Pour rappel, sans aller jusqu'à imaginer que les corporations pousseront jusqu'à l'utopie des droits d'auteurs restitués aux artistes sous contrat, Warner Bros. et DC Entertainment, qui fonctionnent sur le même principe que Marvel vis-à-vis de la captation des propriétés intellectuelles, ont la réputation d'être bien plus généreux que Disney envers leurs artistes. Jim Starlin a souvent blagué sur le fait d'avoir reçu plus d'argent de la part de DC Comics pour l'apparition de KGBeast dans Batman V Superman que de la part de Marvel pour Thanos, Drax et Gamora dans Guardians of the Galaxy vol. 1.
Autrement dit, un plus gros chèque pour un personnage secondaire avec moins de dix lignes de dialogues, contre trois des personnages principaux. Dans le cas des deux "franchises" que représenteraient l'univers Marvel et un éventuel univers DC, la marque Disney représente une part de marché plus importante que celle de Warner Bros. sur ses propres adaptations. Avengers Endgame, basé sur le travail du même Jim Starlin, a empoché 2,8 milliards de dollars au box office mondial.
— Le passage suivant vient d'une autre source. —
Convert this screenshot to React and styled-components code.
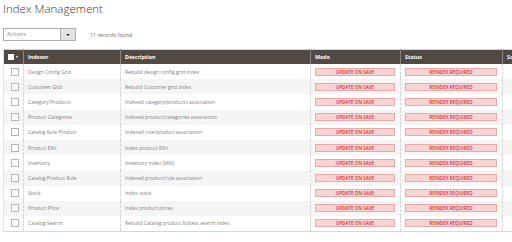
import styled, { createGlobalStyle } from 'styled-components'

const GlobalStyle = createGlobalStyle`
    html, body {
        margin: 0;
        background: #fff;
        font-family: "Open Sans", "Noto Sans", sans-serif;
        overflow: hidden;
    }
`

const indexers = [
    ['Design Config Grid', 'Rebuild design config grid index'],
    ['Customer Grid', 'Rebuild Customer grid index'],
    ['Category Products', 'Indexed category/products association'],
    ['Product Categories', 'Indexed product/categories association'],
    ['Catalog Rule Product', 'Indexed rule/product association'],
    ['Product EAV', 'Index product EAV'],
    ['Inventory', 'Inventory index (MSI)'],
    ['Catalog Product Rule', 'Indexed product/rule association'],
    ['Stock', 'Index stock'],
    ['Product Price', 'Index product prices'],
    ['Catalog Search', 'Rebuild Catalog product fulltext search index'],
]

export default function App() {
    return (
        <Page>
            <GlobalStyle />
            <Title>Index Management</Title>
            <Toolbar>
                <Select>
                    <SelectLabel>Actions</SelectLabel>
                    <SelectArrow />
                </Select>
                <Found>11 records found</Found>
            </Toolbar>
            <Grid>
                <colgroup>
                    <col style={{ width: 20 }} />
                    <col style={{ width: 97 }} />
                    <col style={{ width: 190 }} />
                    <col style={{ width: 90 }} />
                    <col style={{ width: 102 }} />
                    <col style={{ width: 60 }} />
                </colgroup>
                <thead>
                    <tr>
                        <Th>
                            <MassSelect>
                                <span />
                                <i />
                            </MassSelect>
                        </Th>
                        <Th>Indexer</Th>
                        <Th>Description</Th>
                        <Th>Mode</Th>
                        <Th>Status</Th>
                        <Th>Schedule Status</Th>
                    </tr>
                </thead>
                <tbody>
                    {indexers.map(([name, desc], i) => (
                        <Row key={name} $odd={i % 2 === 1}>
                            <Td><Check /></Td>
                            <Td>{name}</Td>
                            <Td>{desc}</Td>
                            <Td><Badge>Update on Save</Badge></Td>
                            <Td><Badge>Reindex Required</Badge></Td>
                            <Td />
                        </Row>
                    ))}
                </tbody>
            </Grid>
        </Page>
    )
}

const Page = styled.div`
    width: 700px;
    padding: 0 3px;
`

const Title = styled.h1`
    margin: 0;
    padding-top: 1px;
    font-size: 11.5px;
    font-weight: 300;
    line-height: 15px;
    color: #41362f;
`

const Toolbar = styled.div`
    display: flex;
    align-items: center;
    gap: 14px;
    margin-top: 12px;
`

const Select = styled.div`
    display: flex;
    width: 73px;
    height: 13px;
    box-sizing: border-box;
    border: 1px solid #adadad;
    background: #fff;
`

const SelectLabel = styled.span`
    flex: 1;
    padding-left: 3px;
    font-size: 5.5px;
    line-height: 11px;
    color: #8a8a8a;
`

const SelectArrow = styled.span`
    width: 14px;
    border-left: 1px solid #adadad;
    background: #e3e3e3;
    display: flex;
    align-items: center;
    justify-content: center;
    &::after {
        content: '';
        border-left: 2px solid transparent;
        border-right: 2px solid transparent;
        border-top: 2px solid #41362f;
    }
`

const Found = styled.span`
    font-size: 5.3px;
    color: #6b6b6b;
`

const Grid = styled.table`
    margin-top: 8px;
    width: 559px;
    table-layout: fixed;
    border-collapse: collapse;
    border-top: 1px solid #d6d6d6;
    border-left: 1px solid #e3e3e3;
    border-bottom: 1px solid #d6d6d6;
`

const Th = styled.th`
    height: 14px;
    padding: 0 0 0 4px;
    background: #514943;
    border-left: 1px solid #8a837f;
    color: #fff;
    font-size: 5.3px;
    font-weight: 700;
    text-align: left;
    white-space: nowrap;
    overflow: hidden;
    &:first-child {
        border-left: none;
    }
`

const MassSelect = styled.div`
    display: flex;
    align-items: center;
    gap: 2px;
    span {
        width: 6px;
        height: 6px;
        background: #fff;
    }
    i {
        border-left: 1.5px solid transparent;
        border-right: 1.5px solid transparent;
        border-top: 2px solid #fff;
    }
`

const Row = styled.tr`
    height: 15.2px;
    background: ${p => (p.$odd ? '#f5f5f5' : '#fff')};
`

const Td = styled.td`
    padding: 0 0 0 4px;
    border-left: 1px dashed #d6d6d6;
    color: #808080;
    font-size: 5px;
    white-space: nowrap;
    overflow: hidden;
    &:first-child {
        border-left: none;
        padding-left: 7px;
    }
`

const Check = styled.div`
    width: 6px;
    height: 6px;
    border: 1px solid #b5b5b5;
    background: #fff;
`

const Badge = styled.div`
    width: calc(100% - 5px);
    height: 8px;
    box-sizing: border-box;
    background: #f9d4d4;
    border: 1px solid #eca7a7;
    color: #e22626;
    font-size: 4.6px;
    line-height: 6px;
    text-align: center;
    text-transform: uppercase;
    font-weight: 600;
`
Marvel Studios n'a toujours pas réagi publiquement sur ce sujet de la rémunération des auteurs (en estimant probablement que le public sensible à ces sujets reste suffisamment réduit pour s'épargner de devoir affronter le problème), et ne compte apparemment pas faire évoluer ces pratiques, éternellement placées dans l'injustice des sommes versées aux équipes créatives depuis l'invention de Superman. Certaines traditions ont la vie dure.